Notice the lampoon version of basic Marxism which Lenin put in Krichevskii’s mouth, but notice also the telling reference to the famous Marxist dictum "mankind always sets itself the tasks it can solve".

Lenin was vulnerable at this doctrinal moment.  Every comrade recognized the solid, sharp point in the familiar dictum.  The phrase comes from Marx's brilliant 1859 resume of his emerging political-economic philosophy, "A Preface to A Contribution to the Critique of Political Economy" [TXT]. Every good European Social Democrat knew it by heart. "It is not the consciousness of men that determines their being," he wrote, "but, on the contrary, their social being that determines their consciousness."

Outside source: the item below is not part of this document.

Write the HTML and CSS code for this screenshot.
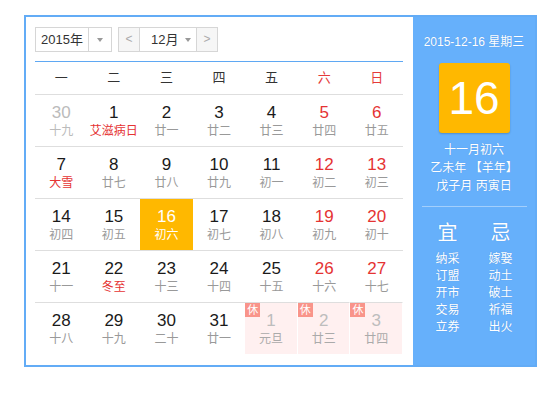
FILE: index.html
```html
<!DOCTYPE html>
<html lang="zh-CN">
<head>
<meta charset="utf-8">
<title>万年历</title>
<link rel="stylesheet" href="styles.css">
</head>
<body>
<div class="cal">
  <div class="main">
    <div class="toolbar">
      <div class="sel year">
        <span class="sel-text">2015年</span>
        <span class="sel-arrow"><i class="tri"></i></span>
      </div>
      <div class="sel month-group">
        <span class="nav">&lt;</span>
        <span class="sel-text month">12月<i class="tri"></i></span>
        <span class="nav">&gt;</span>
      </div>
    </div>
    <div class="week">
      <span>一</span><span>二</span><span>三</span><span>四</span><span>五</span><span class="red">六</span><span class="red">日</span>
    </div>
    <div class="days">
      <div class="d other"><b>30</b><em>十九</em></div>
      <div class="d fest"><b>1</b><em>艾滋病日</em></div>
      <div class="d"><b>2</b><em>廿一</em></div>
      <div class="d"><b>3</b><em>廿二</em></div>
      <div class="d"><b>4</b><em>廿三</em></div>
      <div class="d wk"><b>5</b><em>廿四</em></div>
      <div class="d wk"><b>6</b><em>廿五</em></div>

      <div class="d fest"><b>7</b><em>大雪</em></div>
      <div class="d"><b>8</b><em>廿七</em></div>
      <div class="d"><b>9</b><em>廿八</em></div>
      <div class="d"><b>10</b><em>廿九</em></div>
      <div class="d"><b>11</b><em>初一</em></div>
      <div class="d wk"><b>12</b><em>初二</em></div>
      <div class="d wk"><b>13</b><em>初三</em></div>

      <div class="d"><b>14</b><em>初四</em></div>
      <div class="d"><b>15</b><em>初五</em></div>
      <div class="d today"><b>16</b><em>初六</em></div>
      <div class="d"><b>17</b><em>初七</em></div>
      <div class="d"><b>18</b><em>初八</em></div>
      <div class="d wk"><b>19</b><em>初九</em></div>
      <div class="d wk"><b>20</b><em>初十</em></div>

      <div class="d"><b>21</b><em>十一</em></div>
      <div class="d fest"><b>22</b><em>冬至</em></div>
      <div class="d"><b>23</b><em>十三</em></div>
      <div class="d"><b>24</b><em>十四</em></div>
      <div class="d"><b>25</b><em>十五</em></div>
      <div class="d wk"><b>26</b><em>十六</em></div>
      <div class="d wk"><b>27</b><em>十七</em></div>

      <div class="d"><b>28</b><em>十八</em></div>
      <div class="d"><b>29</b><em>十九</em></div>
      <div class="d"><b>30</b><em>二十</em></div>
      <div class="d"><b>31</b><em>廿一</em></div>
      <div class="d hol"><span class="badge">休</span><b>1</b><em>元旦</em></div>
      <div class="d hol"><span class="badge">休</span><b>2</b><em>廿三</em></div>
      <div class="d hol"><span class="badge">休</span><b>3</b><em>廿四</em></div>
    </div>
  </div>
  <div class="side">
    <div class="date">2015-12-16 星期三</div>
    <div class="big">16</div>
    <div class="lunar">
      <div>十一月初六</div>
      <div>乙未年 【羊年】</div>
      <div>戊子月 丙寅日</div>
    </div>
    <div class="sep"></div>
    <div class="yiji">
      <div class="col">
        <div class="head">宜</div>
        <ul class="items"><li>纳采</li><li>订盟</li><li>开市</li><li>交易</li><li>立券</li></ul>
      </div>
      <div class="col">
        <div class="head">忌</div>
        <ul class="items"><li>嫁娶</li><li>动土</li><li>破土</li><li>祈福</li><li>出火</li></ul>
      </div>
    </div>
  </div>
</div>
</body>
</html>
```
FILE: styles.css
```css
body {
  margin: 0;
  background: #fff;
  font-family: "Liberation Sans", "Noto Sans CJK SC", sans-serif;
  color: #222;
}

.cal {
  display: flex;
  width: 509px;
  height: 348px;
  margin: 15px 0 0 24px;
  border: 2px solid #63acf6;
}

.main {
  width: 387px;
  box-sizing: border-box;
  padding: 10px 0 0 9px;
}

.toolbar {
  display: flex;
  gap: 6px;
  height: 25px;
}

.sel {
  display: flex;
  box-sizing: border-box;
  height: 25px;
  border: 1px solid #d6d6d6;
  font-size: 13px;
  line-height: 23px;
  color: #333;
}

.year {
  width: 77px;
}

.year .sel-text {
  width: 52px;
  text-align: center;
}

.sel-arrow {
  flex: 1;
  border-left: 1px solid #d6d6d6;
  display: flex;
  align-items: center;
  justify-content: center;
}

.tri {
  display: inline-block;
  width: 0;
  height: 0;
  border-left: 3.5px solid transparent;
  border-right: 3.5px solid transparent;
  border-top: 4px solid #999;
}

.month-group {
  width: 100px;
}

.nav {
  width: 20px;
  background: #f6f6f6;
  color: #aaa;
  text-align: center;
  font-size: 12px;
}

.month {
  width: 58px;
  box-sizing: border-box;
  border-left: 1px solid #d6d6d6;
  border-right: 1px solid #d6d6d6;
  display: flex;
  align-items: center;
  padding-left: 11px;
  gap: 7px;
}

.week {
  display: grid;
  grid-template-columns: repeat(7, 1fr);
  width: 368px;
  margin-top: 9px;
  border-top: 1px solid #5fa8f3;
  height: 32px;
  line-height: 32px;
  font-size: 13px;
  color: #333;
  text-align: center;
}

.week .red {
  color: #e53a3a;
}

.days {
  display: grid;
  grid-template-columns: repeat(7, 1fr);
  width: 368px;
}

.d {
  position: relative;
  height: 52px;
  box-sizing: border-box;
  border-top: 1px solid #dedede;
  padding-top: 8px;
  text-align: center;
}

.d b {
  display: block;
  font-weight: normal;
  font-size: 17px;
  line-height: 20px;
  color: #1a1a1a;
}

.d em {
  display: block;
  font-style: normal;
  font-size: 12px;
  line-height: 17px;
  color: #999;
}

.d.other b,
.d.other em {
  color: #bbb;
}

.d.wk b {
  color: #e53333;
}

.d.fest em {
  color: #e53333;
}

.d.today {
  background: #ffb800;
}

.d.today b,
.d.today em {
  color: #fff;
}

.d.hol {
  background: #fff0f0;
  border-right: 1px solid #fff;
}

.d.hol b {
  color: #bdbdbd;
}

.d.hol em {
  color: #aaa;
}

.badge {
  position: absolute;
  left: 0;
  top: 0;
  width: 15px;
  height: 14px;
  background: #f9948a;
  color: #fff;
  font-size: 11px;
  line-height: 14px;
  text-align: center;
}

.side {
  width: 122px;
  background: #66b0fb;
  color: #fff;
  display: flex;
  flex-direction: column;
  align-items: center;
  padding-top: 16px;
  box-sizing: border-box;
  text-shadow: 0 0 1px rgba(0, 60, 140, 0.25);
}

.date {
  font-size: 12px;
  line-height: 18px;
  white-space: nowrap;
}

.big {
  width: 71px;
  height: 70px;
  margin-top: 12px;
  background: #ffb800;
  border-radius: 3px;
  box-shadow: 0 1px 2px rgba(0, 0, 0, 0.2);
  font-size: 46px;
  line-height: 70px;
  text-align: center;
  text-shadow: none;
}

.lunar {
  margin-top: 8px;
  font-size: 12px;
  line-height: 18px;
  text-align: center;
}

.sep {
  width: 105px;
  height: 1px;
  margin-top: 11px;
  background: rgba(255, 255, 255, 0.4);
}

.yiji {
  display: flex;
  margin-top: 14px;
}

.col {
  width: 53px;
  text-align: center;
}

.head {
  font-size: 20px;
  line-height: 24px;
}

.items {
  list-style: none;
  margin: 6px 0 0;
  padding: 0;
  font-size: 12px;
  line-height: 17px;
}
```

In other words, Marxism had no place for the thought that one could not just think up a good idea and make an actuality out of it. Ideas had to fit the material conditions of life if they had any hope of being realized. "No social order ever perishes before all the productive forces for which there is room in it have developed," Marx wrote, "and new, higher relations of production never appear before the material conditions of their existence have matured in the womb of the old society itself. therefore mankind always sets itself only such tasks as it can solve...." Every Marxist knew also Engels' famous warning about "the worst thing that can befall a leader of an extreme party" [ID]

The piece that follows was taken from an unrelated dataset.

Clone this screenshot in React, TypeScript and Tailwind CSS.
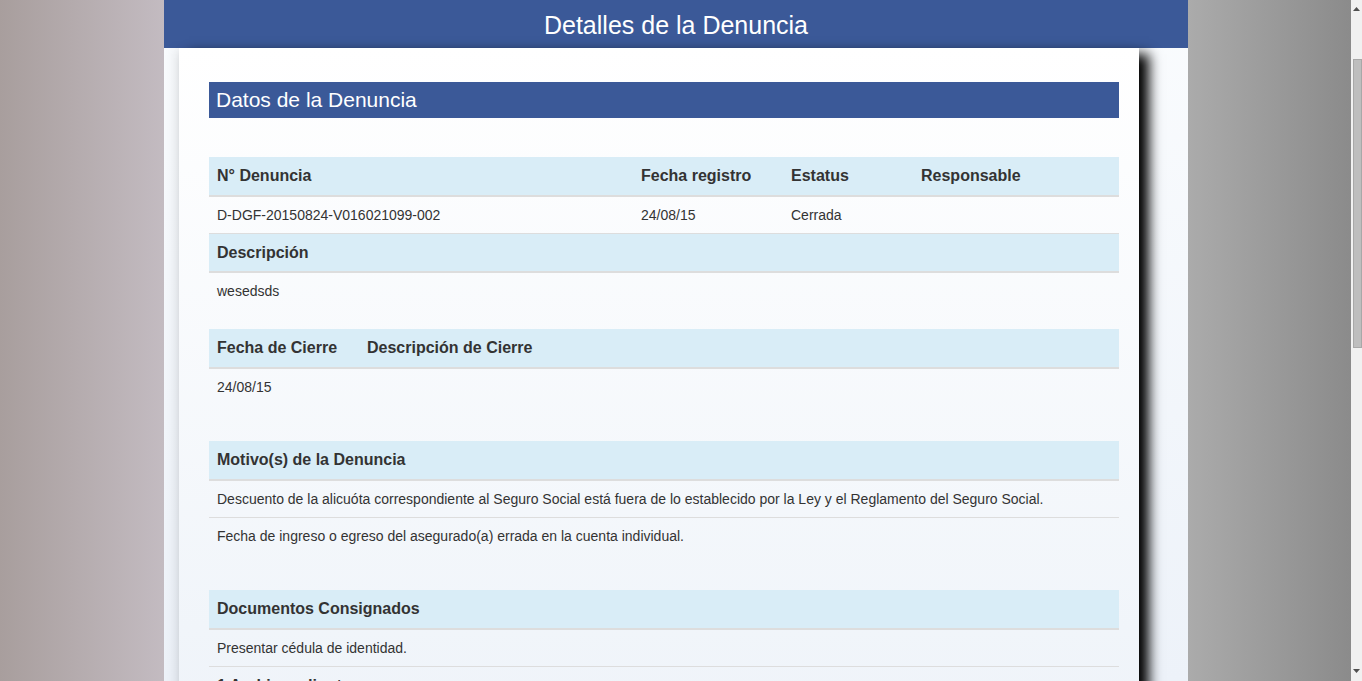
import React from "react";

const font = { fontFamily: '"Liberation Sans", Arial, sans-serif' };

function HeadRow({ cols, tmpl, top }: { cols: string[]; tmpl: string; top?: boolean }) {
  return (
    <div
      className={`grid ${tmpl} h-[40px] bg-[#d9edf7] border-b-2 border-[#dddddd] ${top ? "border-t border-t-[#dddddd]" : ""} text-[16px] font-bold text-[#333333]`}
    >
      {cols.map((c, i) => (
        <div key={i} className="px-2 flex items-center">
          {c}
        </div>
      ))}
    </div>
  );
}

function DataRow({ cols, tmpl, top }: { cols: string[]; tmpl: string; top?: boolean }) {
  return (
    <div
      className={`grid ${tmpl} ${top ? "h-[37px] border-t border-[#dddddd]" : "h-[36px]"} text-[14px] text-[#333333]`}
    >
      {cols.map((c, i) => (
        <div key={i} className="px-2 flex items-center">
          {c}
        </div>
      ))}
    </div>
  );
}

export default function App() {
  const t1 = "grid-cols-[424px_150px_130px_206px]";
  const t2 = "grid-cols-[150px_760px]";
  const t3 = "grid-cols-[910px]";
  return (
    <div className="flex w-full h-[681px] overflow-hidden" style={font}>
      <div className="w-[164px] shrink-0 bg-gradient-to-r from-[#a89e9d] to-[#c3bbc1]" />
      <div className="w-[1024px] shrink-0 flex flex-col bg-gradient-to-b from-[#fafcfe] to-[#edf2f9]">
        <div className="h-[48px] shrink-0 bg-[#3b5998] flex items-center justify-center pt-[3px] text-white text-[25px]">
          Detalles de la Denuncia
        </div>
        <div className="flex-1 pl-[15px] pb-[10px]">
          <div className="w-[960px] h-[700px] pl-[30px] pr-[20px] pt-[34px] bg-gradient-to-b from-[#ffffff] to-[#eef3f9] shadow-[10px_6px_12px_#000,-6px_0_10px_rgba(0,0,0,0.06)]">
            <div className="h-[36px] bg-[#3b5998] text-white text-[21px] flex items-center px-[7px]">
              Datos de la Denuncia
            </div>
            <div className="mt-[39px]">
              <HeadRow tmpl={t1} cols={["N° Denuncia", "Fecha registro", "Estatus", "Responsable"]} />
              <DataRow tmpl={t1} cols={["D-DGF-20150824-V016021099-002", "24/08/15", "Cerrada", ""]} />
              <HeadRow tmpl={t3} top cols={["Descripción"]} />
              <DataRow tmpl={t3} cols={["wesedsds"]} />
            </div>
            <div className="mt-[20px]">
              <HeadRow tmpl={t2} cols={["Fecha de Cierre", "Descripción de Cierre"]} />
              <DataRow tmpl={t2} cols={["24/08/15", ""]} />
            </div>
            <div className="mt-[36px]">
              <HeadRow tmpl={t3} cols={["Motivo(s) de la Denuncia"]} />
              <DataRow
                tmpl={t3}
                cols={[
                  "Descuento de la alicuóta correspondiente al Seguro Social está fuera de lo establecido por la Ley y el Reglamento del Seguro Social.",
                ]}
              />
              <DataRow tmpl={t3} top cols={["Fecha de ingreso o egreso del asegurado(a) errada en la cuenta individual."]} />
            </div>
            <div className="mt-[36px]">
              <HeadRow tmpl={t3} cols={["Documentos Consignados"]} />
              <DataRow tmpl={t3} cols={["Presentar cédula de identidad."]} />
              <div className="grid grid-cols-[910px] h-[38px] border-t border-[#dddddd] text-[16px] font-bold text-[#333333]">
                <div className="px-2 flex items-center">1 Archivo adjunto</div>
              </div>
            </div>
          </div>
        </div>
      </div>
      <div className="flex-1 bg-gradient-to-r from-[#ababab] to-[#8b8b8b]" />
      <div className="w-[11px] shrink-0 bg-[#f1f1f1] flex flex-col items-center">
        <div className="h-[59px] w-full flex justify-center pt-[7px]">
          <svg width="7" height="4" viewBox="0 0 7 4">
            <path d="M3.5 0 L7 4 L0 4 Z" fill="#505050" />
          </svg>
        </div>
        <div className="w-[9px] ml-[2px] h-[289px] bg-[#bebebe] border border-[#a8a8a8]" />
        <div className="flex-1" />
        <div className="h-[14px] w-full flex justify-center pt-[2px]">
          <svg width="7" height="4" viewBox="0 0 7 4">
            <path d="M0 0 L7 0 L3.5 4 Z" fill="#505050" />
          </svg>
        </div>
      </div>
    </div>
  );
}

In his imagined reply to Krichevskii, which might in fact amount to a quibble with Marx himself, Lenin did not select another Marxist quotation.  He reached back to the Russian 1860s, as he had in the choice of the title of this essay.  Now he selected the words of the "nihilist" critic, Dmitrii Pisarev [W-ID].

"There are rifts and rifts," wrote Pisarev of the rift between dreams and reality. "My dream may run ahead of the natural march of events or may fly off at a tangent in a direction in which no natural march of events will ever proceed." [...]

Of this kind of dreaming there is unfortunately too little in our movement.

Thus Lenin introduced the idea that a Marxist revolutionary vanguard might be able to overcome the backwardness of the country in which they operated and move directly toward socialist revolution.